Records with interface code:
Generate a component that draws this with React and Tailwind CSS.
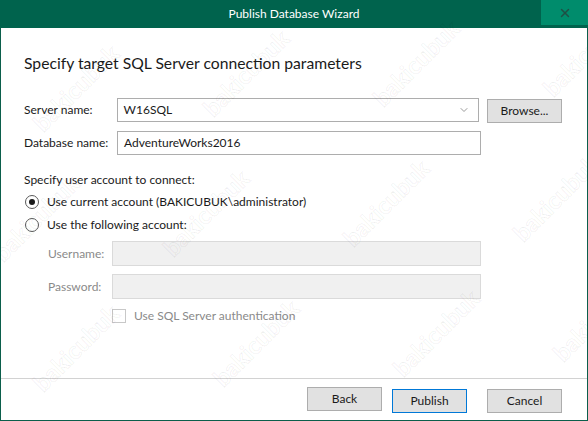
import { ChevronDown, X } from "lucide-react"

const font = { fontFamily: '"Segoe UI", Lato, "Noto Sans", sans-serif' }

const marks = [
    [20, 70], [190, 55], [360, 45], [530, 35],
    [-20, 200], [150, 195], [330, 185], [500, 180],
    [20, 330], [200, 325], [380, 315], [540, 300],
]

const Watermarks = () => (
    <div className="pointer-events-none absolute inset-0 overflow-hidden" aria-hidden="true">
        {marks.map(([x, y], i) => (
            <span
                key={i}
                className="absolute text-[24px] font-bold text-transparent -rotate-45 select-none"
                style={{ left: x, top: y, WebkitTextStroke: "1px rgba(0,0,0,0.06)" }}
            >
                bakicubuk
            </span>
        ))}
    </div>
)

const Button = ({ children, primary }) => (
    <button
        className={`w-[75px] h-[24px] text-[12px] text-[#1a1a1a] bg-[#e1e1e1] border ${
            primary ? "border-[#0078d7]" : "border-[#adadad]"
        }`}
    >
        {children}
    </button>
)

const Radio = ({ checked, label }) => (
    <div className="flex items-center h-[20px]">
        <span className="w-[14px] h-[14px] ml-[1px] rounded-full border border-[#5a5a5a] bg-white flex items-center justify-center">
            {checked && <span className="w-[6px] h-[6px] rounded-full bg-[#1a1a1a]" />}
        </span>
        <span className="ml-[8px] text-[12px] text-[#1a1a1a]">{label}</span>
    </div>
)

export default function App() {
    return (
        <div
            className="relative w-[588px] h-[421px] flex flex-col bg-white border-x border-b border-[#0b5e4b]"
            style={font}
        >
            {/* TITLE BAR */}
            <div className="relative h-[28px] -mx-px bg-[#00634d] flex items-center justify-center text-[12px] text-white">
                Publish Database Wizard
                <div className="absolute right-0 top-0 w-[47px] h-[25px] bg-[#008c6c] flex items-center justify-center">
                    <X className="w-[14px] h-[14px] text-[#1f4f44]" strokeWidth={2.5} />
                </div>
            </div>

            {/* BODY */}
            <div className="flex-1 flex flex-col pl-[23px] pr-[25px]">
                <h1 className="mt-[25px] text-[15.7px] text-[#1a1a1a] leading-[20px]">
                    Specify target SQL Server connection parameters
                </h1>

                <div className="mt-[25px] flex items-center h-[24px]">
                    <span className="w-[93px] text-[12px] text-[#1a1a1a]">Server name:</span>
                    <div className="w-[364px] h-[24px] border border-[#adadad] flex items-center justify-between pl-[6px] pr-[8px] text-[12px] text-[#1a1a1a]">
                        W16SQL
                        <ChevronDown className="w-[12px] h-[12px] text-[#9a9a9a]" strokeWidth={2} />
                    </div>
                    <div className="ml-[8px]">
                        <Button>Browse...</Button>
                    </div>
                </div>

                <div className="mt-[9px] flex items-center h-[24px]">
                    <span className="w-[93px] text-[12px] text-[#1a1a1a]">Database name:</span>
                    <div className="w-[364px] h-[24px] border border-[#adadad] flex items-center pl-[6px] text-[12px] text-[#1a1a1a]">
                        AdventureWorks2016
                    </div>
                </div>

                <div className="mt-[17px] text-[12px] text-[#1a1a1a] leading-[16px]">
                    Specify user account to connect:
                </div>
                <div className="mt-[4px] flex flex-col gap-[3px]">
                    <Radio checked label="Use current account (BAKICUBUK\administrator)" />
                    <Radio label="Use the following account:" />
                </div>

                <div className="mt-[6px] pl-[24px] flex flex-col gap-[8px]">
                    <div className="flex items-center h-[25px]">
                        <span className="w-[64px] text-[12px] text-[#8a8a8a]">Username:</span>
                        <div className="w-[369px] h-[25px] bg-[#f0f0f0] border border-[#dadada]" />
                    </div>
                    <div className="flex items-center h-[25px]">
                        <span className="w-[64px] text-[12px] text-[#8a8a8a]">Password:</span>
                        <div className="w-[369px] h-[25px] bg-[#f0f0f0] border border-[#dadada]" />
                    </div>
                    <div className="flex items-center pl-[64px] h-[16px] mt-[1px]">
                        <span className="w-[14px] h-[14px] border border-[#c8c8c8] bg-white" />
                        <span className="ml-[8px] text-[12px] text-[#8a8a8a]">Use SQL Server authentication</span>
                    </div>
                </div>
            </div>

            {/* FOOTER */}
            <div className="h-[42px] border-t border-[#d2d2d2] flex items-start justify-end pt-[8px] pr-[25px]">
                <Button>Back</Button>
                <div className="ml-[10px]">
                    <Button primary>Publish</Button>
                </div>
                <div className="ml-[20px]">
                    <Button>Cancel</Button>
                </div>
            </div>

            <Watermarks />
        </div>
    )
}
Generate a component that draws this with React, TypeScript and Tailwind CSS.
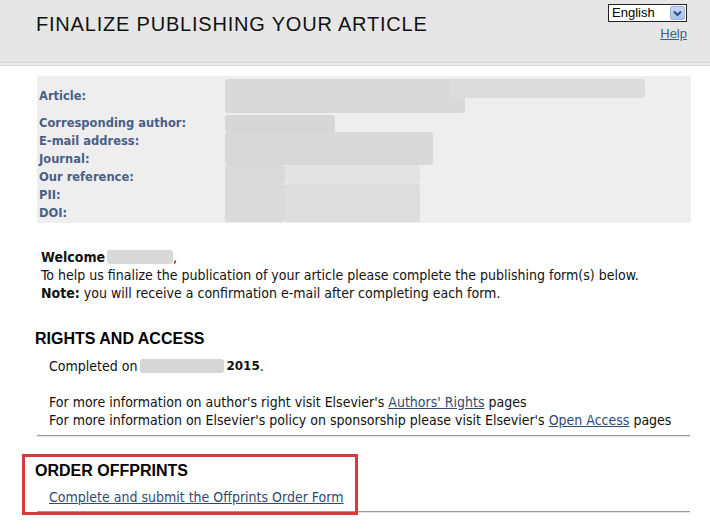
import React from "react";

const labels: { label: string; tall?: boolean }[] = [
  { label: "Article:", tall: true },
  { label: "Corresponding author:" },
  { label: "E-mail address:" },
  { label: "Journal:" },
  { label: "Our reference:" },
  { label: "PII:" },
  { label: "DOI:" },
];

const Blur = ({ className }: { className: string }) => (
  <div className={`rounded-[3px] ${className}`} />
);

export default function App() {
  return (
    <div className="relative w-[710px] h-[531px] overflow-hidden bg-white font-['DejaVu_Sans_Condensed',Tahoma,sans-serif] text-[14px] text-[#111]">
      {/* Header */}
      <div className="flex justify-between bg-[#e6e6e6] h-[62px] font-['Liberation_Sans',Arial,sans-serif]">
        <h1 className="pl-[36px] pt-[12px] text-[20px] tracking-[0.8px] text-[#111] leading-[24px]">
          FINALIZE PUBLISHING YOUR ARTICLE
        </h1>
        <div className="flex flex-col items-end pr-[23px] pt-[4px]">
          <div className="flex items-center w-[79px] h-[18px] border border-[#222] bg-white">
            <span className="flex-1 pl-[3px] text-[13px] leading-[16px] text-black">English</span>
            <span className="flex items-center justify-center w-[15px] h-[14px] mr-[1px] rounded-[2px] bg-gradient-to-b from-[#c9d8f5] to-[#a9c0ee] border border-[#9fb4dc]">
              <svg width="9" height="7" viewBox="0 0 9 7">
                <path d="M1 1.5 L4.5 5 L8 1.5" stroke="#2b4a8a" strokeWidth="2" fill="none" />
              </svg>
            </span>
          </div>
          <a className="mt-[4px] text-[13px] leading-[15px] text-[#3d5d8d] underline">Help</a>
        </div>
      </div>
      <div className="h-[1px] bg-[#d2d2d2]" />
      <div className="h-[2px] bg-[#ececec]" />
      <div className="h-[1px] bg-[#d6d6d6]" />

      {/* Info table */}
      <div className="ml-[37px] mr-[19px] mt-[10px] bg-[#eeeeee] pt-[3px] flex">
        <div className="w-[188px] pl-[2px] font-['DejaVu_Sans',Verdana,sans-serif] font-bold text-[11.5px] text-[#4a5f85]">
          {labels.map((l) => (
            <div
              key={l.label}
              className={`flex items-center ${l.tall ? "h-[36px]" : "h-[18px]"}`}
            >
              {l.label}
            </div>
          ))}
        </div>
        <div className="flex flex-col">
          <div className="flex h-[36px]">
            <Blur className="w-[240px] h-[34px] bg-[#d9d9d9]" />
            <Blur className="w-[195px] h-[19px] -ml-[15px] bg-[#dcdcdc]" />
          </div>
          <Blur className="w-[110px] h-[17px] bg-[#d6d6d6]" />
          <Blur className="w-[208px] h-[33px] bg-[#d8d8d8]" />
          <div className="flex">
            <Blur className="w-[60px] h-[57px] bg-[#dadada]" />
            <div className="flex flex-col">
              <Blur className="w-[135px] h-[19px] bg-[#e4e4e4]" />
              <Blur className="w-[135px] h-[38px] bg-[#dddddd]" />
            </div>
          </div>
        </div>
      </div>

      {/* Welcome */}
      <div className="ml-[41px] mt-[25px] leading-[18px]">
        <div className="flex items-center">
          <b>Welcome</b>
          <Blur className="ml-[2px] w-[66px] h-[14px] bg-[#d9d9d9]" />
          <span>,</span>
        </div>
        <p>
          To help us finalize the publication of your article please complete the publishing form(s) below.
        </p>
        <p>
          <b>Note:</b> you will receive a confirmation e-mail after completing each form.
        </p>
      </div>

      {/* Rights and access */}
      <div className="mt-[27px]">
        <h2 className="pl-[35px] font-['Liberation_Sans',Arial,sans-serif] font-bold text-[16px] leading-[20px] text-black">
          RIGHTS AND ACCESS
        </h2>
        <div className="pl-[49px] mt-[8px] leading-[18px]">
          <div className="flex items-center">
            <span>Completed on</span>
            <Blur className="ml-[3px] w-[84px] h-[14px] bg-[#d6d6d6]" />
            <b className="ml-[2px] font-['DejaVu_Sans',Verdana,sans-serif] text-[12px]">2015</b>
            <span>.</span>
          </div>
          <p className="mt-[18px]">
            For more information on author's right visit Elsevier's{" "}
            <a className="text-[#2f4b72] underline">Authors' Rights</a> pages
          </p>
          <p>
            For more information on Elsevier's policy on sponsorship please visit Elsevier's{" "}
            <a className="text-[#2f4b72] underline">Open Access</a> pages
          </p>
        </div>
        <div className="ml-[37px] mr-[20px] mt-[6px] h-[2px] bg-[#9a9a9a] border-b border-[#e5e5e5]" />
      </div>

      {/* Order offprints */}
      <div className="mt-[24px]">
        <h2 className="pl-[35px] font-['Liberation_Sans',Arial,sans-serif] font-bold text-[16px] leading-[20px] text-black">
          ORDER OFFPRINTS
        </h2>
        <div className="pl-[49px] mt-[7px] leading-[18px]">
          <a className="text-[#2f4b72] underline">Complete and submit the Offprints Order Form</a>
        </div>
        <div className="ml-[37px] mr-[20px] mt-[5px] h-[2px] bg-[#9a9a9a] border-b border-[#e5e5e5]" />
      </div>

      {/* annotation box */}
      <div className="absolute left-[22px] top-[454px] w-[336px] h-[61px] border-[3px] border-[#d63a3a]" />
    </div>
  );
}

Given task:
Filter the records above for "that" and copy every matching line.

Final result:
Generate a component that draws this with React and Tailwind CSS.
Generate a component that draws this with React, TypeScript and Tailwind CSS.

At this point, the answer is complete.